We have developed an anomaly detector for detecting DEVIOUS attacks and evaluated its performance. Several well-established ML-based anomaly detection techniques have been developed for CPU-based side-channel attacks [7], [15], [46], [47], [81], all of which utilize hardware events for anomaly detection. Since our detector also utilizes hardware events for the IOMMU, detector can be easily

TABLE 8: Hyper-parameters for the anomaly detector.

| Model         | Hyper-parameter | Value   |
|---------------|-----------------|---------|
| Decision Tree | Max depth       | 2       |
|               | Splitter        | best    |
|               | Max features    | auto    |
| Random Forest | N-Estimators    | 20      |
|               | Max depth       | 5       |
|               | Max features    | sqrt    |
| SVM           | C               | 5       |
|               | Kernel          | sigmoid |
|               | degree          | 2       |

incorporated into these existing techniques by slightly modifying previous implementations. Specifically, our anomaly detector is based on WHISPER [47], which employs an ensemble model of decision tree, random forest, and SVM for detecting attacks. Following the approach of [47], we constructed the detector by utilizing four IOMMU hardware events, which are detailed in Section 7. The classification models utilized by our detector were trained using specific hyper-parameters that are provided in Table 8.

We evaluated the performance of our anomaly detector in terms of runtime overhead, accuracy, and F1-score under the same experimental setup presented in Section 5. With respect to runtime overhead, we measured the increase in CPU usage while the detector is running. The experimental result shows a 5% increase in CPU usage. Additionally, the detector exhibits an accuracy of approximately 98% for detecting DEVIOUS attack with a corresponding F1-score of 0.98, which indicates low false positive. The experimental results are detailed in Table 9.

TABLE 9: Experimental results of the anomaly detector.

|        | Precision | Recall | F1-Score | Accuracy |
|--------|-----------|--------|----------|----------|
| Normal | 0.97      | 0.98   | 0.98     | 0.98     |
| Attack | 0.98      | 0.97   | 0.98     |          |

Despite the promising performance of the anomaly detector, skilled attackers may still be able to evade it. One potential evasion technique involves the introduction of dummy DMA transactions to the IOMMU, which can potentially confuse the detector due to the increased noise. However, as discussed in Appendix A.1, this approach causing the noise may also disrupt the attack.

## Appendix C. Mitigation against Attack 4

The application-level mitigation against Attack 4 could result in decreased performance of the web browser, particularly when loading web pages. We conducted an experiment to quantify the performance degradation.

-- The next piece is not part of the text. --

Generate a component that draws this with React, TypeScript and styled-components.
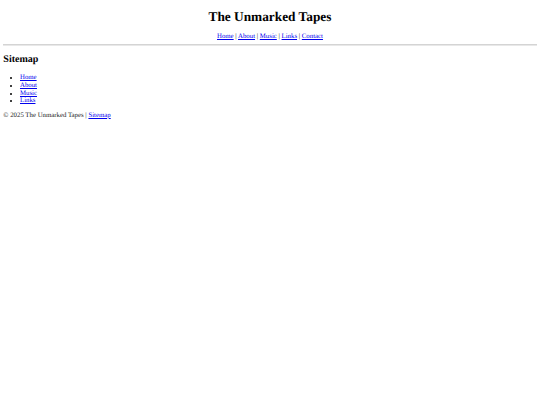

As the proposed method requires modification of web browsers, we decided to simulate the effects of dummy DMA transactions using an RNIC. We used the same experimental setup described in Section 6.2 for the evaluation. During the experiment, we measured the rendering time of web pages in Chrome as the RNIC generated DMA transactions accessing the

IOTLB sets, simulating the web browser generating dummy transactions. To measure the rendering time, we utilized the Chrome’s performance panel [16], which enables profiling runtime performance of Chrome. Table 10 presents the results of our experiment, which shows the correlation between the amount of dummy transactions (i.e., the number of accessed IOTLB sets) and the measured rendering time. For instance, dummy DMA transactions accessing 16 sets of the IOTLB resulted in 1,811ms of rendering time, which is 2.8 times slower than the baseline without dummy transactions.

TABLE 10: The averaged rendering time of a web page (reddit.com) regarding the amount of dummy DMA transactions.

|                     | Baseline | 16 sets | 32 sets |
|---------------------|----------|---------|---------|
| Rendering time (ms) | 638      | 1,811   | 1,950   |

## Appendix D. Examples of IOTLB traces for different websites



Figure 14: Examples of IOTLB traces for different websites. The brighter color indicates more IOTLB misses. The traces are obtained from 32 IOTLB sets for 7.7 seconds with the time slot interval of 2.5ms while each website is being loaded in Chrome.